• [THE REQUEST]
Please quote every line word for word.

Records
>> begin

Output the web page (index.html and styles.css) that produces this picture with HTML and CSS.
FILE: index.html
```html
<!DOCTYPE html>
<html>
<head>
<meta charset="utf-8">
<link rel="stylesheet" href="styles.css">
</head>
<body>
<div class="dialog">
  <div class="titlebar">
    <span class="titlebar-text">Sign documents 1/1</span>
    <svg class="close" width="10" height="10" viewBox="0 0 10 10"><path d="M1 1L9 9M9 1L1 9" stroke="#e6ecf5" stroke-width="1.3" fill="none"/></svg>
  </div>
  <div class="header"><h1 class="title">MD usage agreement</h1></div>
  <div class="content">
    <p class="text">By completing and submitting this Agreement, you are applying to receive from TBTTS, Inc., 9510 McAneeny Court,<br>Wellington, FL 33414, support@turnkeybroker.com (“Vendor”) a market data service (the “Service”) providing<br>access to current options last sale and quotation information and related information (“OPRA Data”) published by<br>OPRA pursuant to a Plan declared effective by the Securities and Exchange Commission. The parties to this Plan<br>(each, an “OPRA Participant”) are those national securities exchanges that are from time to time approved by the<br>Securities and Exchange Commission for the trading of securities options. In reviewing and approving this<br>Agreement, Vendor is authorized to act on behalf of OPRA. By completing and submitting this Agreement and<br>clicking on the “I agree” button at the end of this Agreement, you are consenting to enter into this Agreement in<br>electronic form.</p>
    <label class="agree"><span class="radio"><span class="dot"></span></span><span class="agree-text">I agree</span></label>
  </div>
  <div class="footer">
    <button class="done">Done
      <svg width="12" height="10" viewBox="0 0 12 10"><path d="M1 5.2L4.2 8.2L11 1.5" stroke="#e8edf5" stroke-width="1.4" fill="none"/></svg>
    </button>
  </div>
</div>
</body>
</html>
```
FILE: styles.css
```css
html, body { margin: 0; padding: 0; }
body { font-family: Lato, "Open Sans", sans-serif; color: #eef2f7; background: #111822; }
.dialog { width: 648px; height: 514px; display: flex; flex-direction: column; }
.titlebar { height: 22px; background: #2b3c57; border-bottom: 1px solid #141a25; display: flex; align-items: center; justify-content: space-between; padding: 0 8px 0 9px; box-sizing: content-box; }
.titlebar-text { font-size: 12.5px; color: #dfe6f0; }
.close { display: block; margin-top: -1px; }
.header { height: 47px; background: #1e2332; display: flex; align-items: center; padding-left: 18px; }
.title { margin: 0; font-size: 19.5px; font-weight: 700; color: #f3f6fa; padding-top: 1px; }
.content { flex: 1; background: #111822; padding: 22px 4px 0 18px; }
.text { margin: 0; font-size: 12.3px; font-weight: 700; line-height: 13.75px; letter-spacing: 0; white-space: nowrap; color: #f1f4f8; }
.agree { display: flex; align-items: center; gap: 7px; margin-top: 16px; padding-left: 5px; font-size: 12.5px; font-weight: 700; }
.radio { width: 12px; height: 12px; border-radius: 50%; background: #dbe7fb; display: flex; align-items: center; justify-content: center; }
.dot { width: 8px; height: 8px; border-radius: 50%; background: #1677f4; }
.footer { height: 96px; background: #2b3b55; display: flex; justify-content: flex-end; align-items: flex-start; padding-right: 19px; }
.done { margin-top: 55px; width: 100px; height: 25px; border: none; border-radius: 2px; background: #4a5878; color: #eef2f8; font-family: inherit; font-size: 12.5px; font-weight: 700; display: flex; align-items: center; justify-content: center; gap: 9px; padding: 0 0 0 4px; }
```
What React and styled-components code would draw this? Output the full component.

>> end

• [ANSWER]
Output the web page (index.html and styles.css) that produces this picture with HTML and CSS.
FILE: index.html
```html
<!DOCTYPE html>
<html>
<head>
<meta charset="utf-8">
<link rel="stylesheet" href="styles.css">
</head>
<body>
<div class="dialog">
  <div class="titlebar">
    <span class="titlebar-text">Sign documents 1/1</span>
    <svg class="close" width="10" height="10" viewBox="0 0 10 10"><path d="M1 1L9 9M9 1L1 9" stroke="#e6ecf5" stroke-width="1.3" fill="none"/></svg>
  </div>
  <div class="header"><h1 class="title">MD usage agreement</h1></div>
  <div class="content">
    <p class="text">By completing and submitting this Agreement, you are applying to receive from TBTTS, Inc., 9510 McAneeny Court,<br>Wellington, FL 33414, support@turnkeybroker.com (“Vendor”) a market data service (the “Service”) providing<br>access to current options last sale and quotation information and related information (“OPRA Data”) published by<br>OPRA pursuant to a Plan declared effective by the Securities and Exchange Commission. The parties to this Plan<br>(each, an “OPRA Participant”) are those national securities exchanges that are from time to time approved by the<br>Securities and Exchange Commission for the trading of securities options. In reviewing and approving this<br>Agreement, Vendor is authorized to act on behalf of OPRA. By completing and submitting this Agreement and<br>clicking on the “I agree” button at the end of this Agreement, you are consenting to enter into this Agreement in<br>electronic form.</p>
    <label class="agree"><span class="radio"><span class="dot"></span></span><span class="agree-text">I agree</span></label>
  </div>
  <div class="footer">
    <button class="done">Done
      <svg width="12" height="10" viewBox="0 0 12 10"><path d="M1 5.2L4.2 8.2L11 1.5" stroke="#e8edf5" stroke-width="1.4" fill="none"/></svg>
    </button>
  </div>
</div>
</body>
</html>
```
FILE: styles.css
```css
html, body { margin: 0; padding: 0; }
body { font-family: Lato, "Open Sans", sans-serif; color: #eef2f7; background: #111822; }
.dialog { width: 648px; height: 514px; display: flex; flex-direction: column; }
.titlebar { height: 22px; background: #2b3c57; border-bottom: 1px solid #141a25; display: flex; align-items: center; justify-content: space-between; padding: 0 8px 0 9px; box-sizing: content-box; }
.titlebar-text { font-size: 12.5px; color: #dfe6f0; }
.close { display: block; margin-top: -1px; }
.header { height: 47px; background: #1e2332; display: flex; align-items: center; padding-left: 18px; }
.title { margin: 0; font-size: 19.5px; font-weight: 700; color: #f3f6fa; padding-top: 1px; }
.content { flex: 1; background: #111822; padding: 22px 4px 0 18px; }
.text { margin: 0; font-size: 12.3px; font-weight: 700; line-height: 13.75px; letter-spacing: 0; white-space: nowrap; color: #f1f4f8; }
.agree { display: flex; align-items: center; gap: 7px; margin-top: 16px; padding-left: 5px; font-size: 12.5px; font-weight: 700; }
.radio { width: 12px; height: 12px; border-radius: 50%; background: #dbe7fb; display: flex; align-items: center; justify-content: center; }
.dot { width: 8px; height: 8px; border-radius: 50%; background: #1677f4; }
.footer { height: 96px; background: #2b3b55; display: flex; justify-content: flex-end; align-items: flex-start; padding-right: 19px; }
.done { margin-top: 55px; width: 100px; height: 25px; border: none; border-radius: 2px; background: #4a5878; color: #eef2f8; font-family: inherit; font-size: 12.5px; font-weight: 700; display: flex; align-items: center; justify-content: center; gap: 9px; padding: 0 0 0 4px; }
```
What React and styled-components code would draw this? Output the full component.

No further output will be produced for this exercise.